**YOUR INSTRUCTIONS**
Skip every picture and transcribe the remaining material exactly.

**DATA PROVIDED**
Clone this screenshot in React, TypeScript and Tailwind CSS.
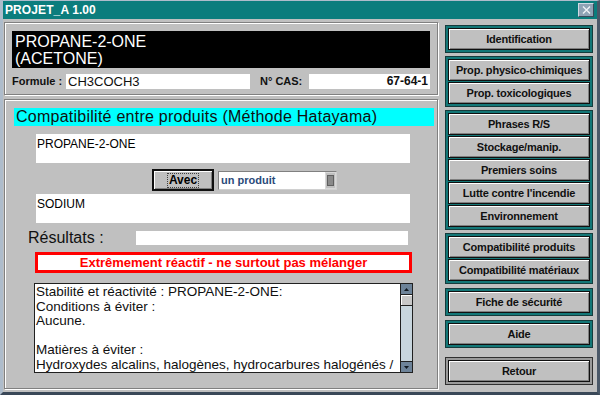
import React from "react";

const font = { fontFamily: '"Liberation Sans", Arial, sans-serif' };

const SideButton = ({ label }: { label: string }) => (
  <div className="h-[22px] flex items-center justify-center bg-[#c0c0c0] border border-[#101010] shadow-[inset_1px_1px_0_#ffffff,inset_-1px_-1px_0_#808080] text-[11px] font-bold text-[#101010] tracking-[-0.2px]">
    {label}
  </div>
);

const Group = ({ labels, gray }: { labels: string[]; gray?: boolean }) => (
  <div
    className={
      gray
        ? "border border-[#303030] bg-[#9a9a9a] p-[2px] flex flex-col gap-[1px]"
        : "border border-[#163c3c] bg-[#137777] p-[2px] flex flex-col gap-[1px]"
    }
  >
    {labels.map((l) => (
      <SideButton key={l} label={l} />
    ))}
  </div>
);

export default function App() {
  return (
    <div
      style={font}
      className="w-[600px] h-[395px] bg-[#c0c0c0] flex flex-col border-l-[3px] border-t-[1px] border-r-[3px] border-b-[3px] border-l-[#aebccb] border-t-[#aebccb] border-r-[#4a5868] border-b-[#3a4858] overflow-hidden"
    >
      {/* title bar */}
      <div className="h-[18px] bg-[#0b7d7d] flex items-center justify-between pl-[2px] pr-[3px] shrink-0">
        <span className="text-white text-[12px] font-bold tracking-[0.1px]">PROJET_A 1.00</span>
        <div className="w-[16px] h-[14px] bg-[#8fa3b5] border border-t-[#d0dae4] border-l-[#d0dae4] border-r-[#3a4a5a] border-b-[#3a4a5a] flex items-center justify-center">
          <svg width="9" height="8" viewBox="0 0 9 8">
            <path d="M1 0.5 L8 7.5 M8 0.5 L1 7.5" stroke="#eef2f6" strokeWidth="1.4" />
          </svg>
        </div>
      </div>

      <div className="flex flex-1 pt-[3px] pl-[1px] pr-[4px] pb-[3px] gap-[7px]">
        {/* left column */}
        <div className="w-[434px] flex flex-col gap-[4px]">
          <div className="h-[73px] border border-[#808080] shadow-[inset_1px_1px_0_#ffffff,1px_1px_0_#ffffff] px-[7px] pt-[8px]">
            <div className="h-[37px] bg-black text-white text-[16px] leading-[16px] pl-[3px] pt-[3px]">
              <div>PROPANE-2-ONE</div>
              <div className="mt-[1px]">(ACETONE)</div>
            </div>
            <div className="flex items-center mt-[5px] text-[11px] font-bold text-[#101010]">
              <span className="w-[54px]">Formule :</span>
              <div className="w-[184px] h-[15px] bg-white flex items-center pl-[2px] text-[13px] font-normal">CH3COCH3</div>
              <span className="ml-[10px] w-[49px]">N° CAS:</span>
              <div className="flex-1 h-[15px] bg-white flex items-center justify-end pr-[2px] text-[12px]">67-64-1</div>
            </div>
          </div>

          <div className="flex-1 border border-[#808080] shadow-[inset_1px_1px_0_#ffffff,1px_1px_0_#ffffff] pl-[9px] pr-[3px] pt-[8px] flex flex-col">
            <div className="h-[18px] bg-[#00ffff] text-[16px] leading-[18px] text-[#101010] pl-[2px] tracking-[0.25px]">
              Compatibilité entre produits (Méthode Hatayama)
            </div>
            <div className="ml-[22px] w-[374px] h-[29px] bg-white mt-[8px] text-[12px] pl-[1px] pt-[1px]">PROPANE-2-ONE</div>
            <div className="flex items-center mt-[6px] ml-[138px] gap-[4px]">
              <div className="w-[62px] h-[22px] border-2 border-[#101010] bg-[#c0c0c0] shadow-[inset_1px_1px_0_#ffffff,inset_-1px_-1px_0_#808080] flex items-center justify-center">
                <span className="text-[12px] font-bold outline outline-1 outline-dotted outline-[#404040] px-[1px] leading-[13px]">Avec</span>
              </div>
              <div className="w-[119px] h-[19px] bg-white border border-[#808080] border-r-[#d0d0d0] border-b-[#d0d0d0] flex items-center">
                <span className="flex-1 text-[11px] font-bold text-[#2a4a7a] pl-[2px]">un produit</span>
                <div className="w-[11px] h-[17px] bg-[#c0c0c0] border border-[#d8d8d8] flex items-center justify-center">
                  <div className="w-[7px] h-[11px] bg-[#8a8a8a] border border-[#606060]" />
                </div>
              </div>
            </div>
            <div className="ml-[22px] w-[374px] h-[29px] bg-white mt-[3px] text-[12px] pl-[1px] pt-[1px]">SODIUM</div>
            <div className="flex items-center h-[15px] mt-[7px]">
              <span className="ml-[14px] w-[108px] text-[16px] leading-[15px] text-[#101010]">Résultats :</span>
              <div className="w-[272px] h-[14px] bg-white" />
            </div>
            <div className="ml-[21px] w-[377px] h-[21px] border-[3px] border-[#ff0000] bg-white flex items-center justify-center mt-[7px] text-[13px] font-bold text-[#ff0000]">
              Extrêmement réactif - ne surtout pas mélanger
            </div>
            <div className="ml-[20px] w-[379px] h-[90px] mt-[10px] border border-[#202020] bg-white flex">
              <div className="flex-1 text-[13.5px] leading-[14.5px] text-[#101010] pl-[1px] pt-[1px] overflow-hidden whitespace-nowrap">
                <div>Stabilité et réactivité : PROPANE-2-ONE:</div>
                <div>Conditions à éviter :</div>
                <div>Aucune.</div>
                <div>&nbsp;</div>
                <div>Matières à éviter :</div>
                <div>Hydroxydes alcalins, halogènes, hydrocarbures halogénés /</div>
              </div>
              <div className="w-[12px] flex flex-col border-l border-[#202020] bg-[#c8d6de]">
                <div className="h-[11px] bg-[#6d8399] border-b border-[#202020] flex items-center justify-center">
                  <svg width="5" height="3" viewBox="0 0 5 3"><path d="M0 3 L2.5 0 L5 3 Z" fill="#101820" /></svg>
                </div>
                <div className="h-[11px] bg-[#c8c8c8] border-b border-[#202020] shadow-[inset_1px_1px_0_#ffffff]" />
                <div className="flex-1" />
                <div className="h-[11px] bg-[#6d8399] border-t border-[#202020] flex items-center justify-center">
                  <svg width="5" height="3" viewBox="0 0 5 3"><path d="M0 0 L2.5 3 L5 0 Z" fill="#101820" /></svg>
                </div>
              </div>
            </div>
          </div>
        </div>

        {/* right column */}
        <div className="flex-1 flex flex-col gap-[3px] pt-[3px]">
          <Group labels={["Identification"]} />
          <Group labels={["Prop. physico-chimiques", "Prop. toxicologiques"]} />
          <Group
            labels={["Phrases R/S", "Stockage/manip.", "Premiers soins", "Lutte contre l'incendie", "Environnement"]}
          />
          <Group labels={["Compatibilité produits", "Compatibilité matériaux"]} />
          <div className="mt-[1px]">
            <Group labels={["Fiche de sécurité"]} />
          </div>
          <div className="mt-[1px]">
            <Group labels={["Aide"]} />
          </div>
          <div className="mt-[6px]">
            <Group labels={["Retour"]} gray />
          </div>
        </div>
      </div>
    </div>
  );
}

**EXERCISE ANSWER**
Clone this screenshot in React, TypeScript and Tailwind CSS.
import React from "react";

const font = { fontFamily: '"Liberation Sans", Arial, sans-serif' };

const SideButton = ({ label }: { label: string }) => (
  <div className="h-[22px] flex items-center justify-center bg-[#c0c0c0] border border-[#101010] shadow-[inset_1px_1px_0_#ffffff,inset_-1px_-1px_0_#808080] text-[11px] font-bold text-[#101010] tracking-[-0.2px]">
    {label}
  </div>
);

const Group = ({ labels, gray }: { labels: string[]; gray?: boolean }) => (
  <div
    className={
      gray
        ? "border border-[#303030] bg-[#9a9a9a] p-[2px] flex flex-col gap-[1px]"
        : "border border-[#163c3c] bg-[#137777] p-[2px] flex flex-col gap-[1px]"
    }
  >
    {labels.map((l) => (
      <SideButton key={l} label={l} />
    ))}
  </div>
);

export default function App() {
  return (
    <div
      style={font}
      className="w-[600px] h-[395px] bg-[#c0c0c0] flex flex-col border-l-[3px] border-t-[1px] border-r-[3px] border-b-[3px] border-l-[#aebccb] border-t-[#aebccb] border-r-[#4a5868] border-b-[#3a4858] overflow-hidden"
    >
      {/* title bar */}
      <div className="h-[18px] bg-[#0b7d7d] flex items-center justify-between pl-[2px] pr-[3px] shrink-0">
        <span className="text-white text-[12px] font-bold tracking-[0.1px]">PROJET_A 1.00</span>
        <div className="w-[16px] h-[14px] bg-[#8fa3b5] border border-t-[#d0dae4] border-l-[#d0dae4] border-r-[#3a4a5a] border-b-[#3a4a5a] flex items-center justify-center">
          <svg width="9" height="8" viewBox="0 0 9 8">
            <path d="M1 0.5 L8 7.5 M8 0.5 L1 7.5" stroke="#eef2f6" strokeWidth="1.4" />
          </svg>
        </div>
      </div>

      <div className="flex flex-1 pt-[3px] pl-[1px] pr-[4px] pb-[3px] gap-[7px]">
        {/* left column */}
        <div className="w-[434px] flex flex-col gap-[4px]">
          <div className="h-[73px] border border-[#808080] shadow-[inset_1px_1px_0_#ffffff,1px_1px_0_#ffffff] px-[7px] pt-[8px]">
            <div className="h-[37px] bg-black text-white text-[16px] leading-[16px] pl-[3px] pt-[3px]">
              <div>PROPANE-2-ONE</div>
              <div className="mt-[1px]">(ACETONE)</div>
            </div>
            <div className="flex items-center mt-[5px] text-[11px] font-bold text-[#101010]">
              <span className="w-[54px]">Formule :</span>
              <div className="w-[184px] h-[15px] bg-white flex items-center pl-[2px] text-[13px] font-normal">CH3COCH3</div>
              <span className="ml-[10px] w-[49px]">N° CAS:</span>
              <div className="flex-1 h-[15px] bg-white flex items-center justify-end pr-[2px] text-[12px]">67-64-1</div>
            </div>
          </div>

          <div className="flex-1 border border-[#808080] shadow-[inset_1px_1px_0_#ffffff,1px_1px_0_#ffffff] pl-[9px] pr-[3px] pt-[8px] flex flex-col">
            <div className="h-[18px] bg-[#00ffff] text-[16px] leading-[18px] text-[#101010] pl-[2px] tracking-[0.25px]">
              Compatibilité entre produits (Méthode Hatayama)
            </div>
            <div className="ml-[22px] w-[374px] h-[29px] bg-white mt-[8px] text-[12px] pl-[1px] pt-[1px]">PROPANE-2-ONE</div>
            <div className="flex items-center mt-[6px] ml-[138px] gap-[4px]">
              <div className="w-[62px] h-[22px] border-2 border-[#101010] bg-[#c0c0c0] shadow-[inset_1px_1px_0_#ffffff,inset_-1px_-1px_0_#808080] flex items-center justify-center">
                <span className="text-[12px] font-bold outline outline-1 outline-dotted outline-[#404040] px-[1px] leading-[13px]">Avec</span>
              </div>
              <div className="w-[119px] h-[19px] bg-white border border-[#808080] border-r-[#d0d0d0] border-b-[#d0d0d0] flex items-center">
                <span className="flex-1 text-[11px] font-bold text-[#2a4a7a] pl-[2px]">un produit</span>
                <div className="w-[11px] h-[17px] bg-[#c0c0c0] border border-[#d8d8d8] flex items-center justify-center">
                  <div className="w-[7px] h-[11px] bg-[#8a8a8a] border border-[#606060]" />
                </div>
              </div>
            </div>
            <div className="ml-[22px] w-[374px] h-[29px] bg-white mt-[3px] text-[12px] pl-[1px] pt-[1px]">SODIUM</div>
            <div className="flex items-center h-[15px] mt-[7px]">
              <span className="ml-[14px] w-[108px] text-[16px] leading-[15px] text-[#101010]">Résultats :</span>
              <div className="w-[272px] h-[14px] bg-white" />
            </div>
            <div className="ml-[21px] w-[377px] h-[21px] border-[3px] border-[#ff0000] bg-white flex items-center justify-center mt-[7px] text-[13px] font-bold text-[#ff0000]">
              Extrêmement réactif - ne surtout pas mélanger
            </div>
            <div className="ml-[20px] w-[379px] h-[90px] mt-[10px] border border-[#202020] bg-white flex">
              <div className="flex-1 text-[13.5px] leading-[14.5px] text-[#101010] pl-[1px] pt-[1px] overflow-hidden whitespace-nowrap">
                <div>Stabilité et réactivité : PROPANE-2-ONE:</div>
                <div>Conditions à éviter :</div>
                <div>Aucune.</div>
                <div>&nbsp;</div>
                <div>Matières à éviter :</div>
                <div>Hydroxydes alcalins, halogènes, hydrocarbures halogénés /</div>
              </div>
              <div className="w-[12px] flex flex-col border-l border-[#202020] bg-[#c8d6de]">
                <div className="h-[11px] bg-[#6d8399] border-b border-[#202020] flex items-center justify-center">
                  <svg width="5" height="3" viewBox="0 0 5 3"><path d="M0 3 L2.5 0 L5 3 Z" fill="#101820" /></svg>
                </div>
                <div className="h-[11px] bg-[#c8c8c8] border-b border-[#202020] shadow-[inset_1px_1px_0_#ffffff]" />
                <div className="flex-1" />
                <div className="h-[11px] bg-[#6d8399] border-t border-[#202020] flex items-center justify-center">
                  <svg width="5" height="3" viewBox="0 0 5 3"><path d="M0 0 L2.5 3 L5 0 Z" fill="#101820" /></svg>
                </div>
              </div>
            </div>
          </div>
        </div>

        {/* right column */}
        <div className="flex-1 flex flex-col gap-[3px] pt-[3px]">
          <Group labels={["Identification"]} />
          <Group labels={["Prop. physico-chimiques", "Prop. toxicologiques"]} />
          <Group
            labels={["Phrases R/S", "Stockage/manip.", "Premiers soins", "Lutte contre l'incendie", "Environnement"]}
          />
          <Group labels={["Compatibilité produits", "Compatibilité matériaux"]} />
          <div className="mt-[1px]">
            <Group labels={["Fiche de sécurité"]} />
          </div>
          <div className="mt-[1px]">
            <Group labels={["Aide"]} />
          </div>
          <div className="mt-[6px]">
            <Group labels={["Retour"]} gray />
          </div>
        </div>
      </div>
    </div>
  );
}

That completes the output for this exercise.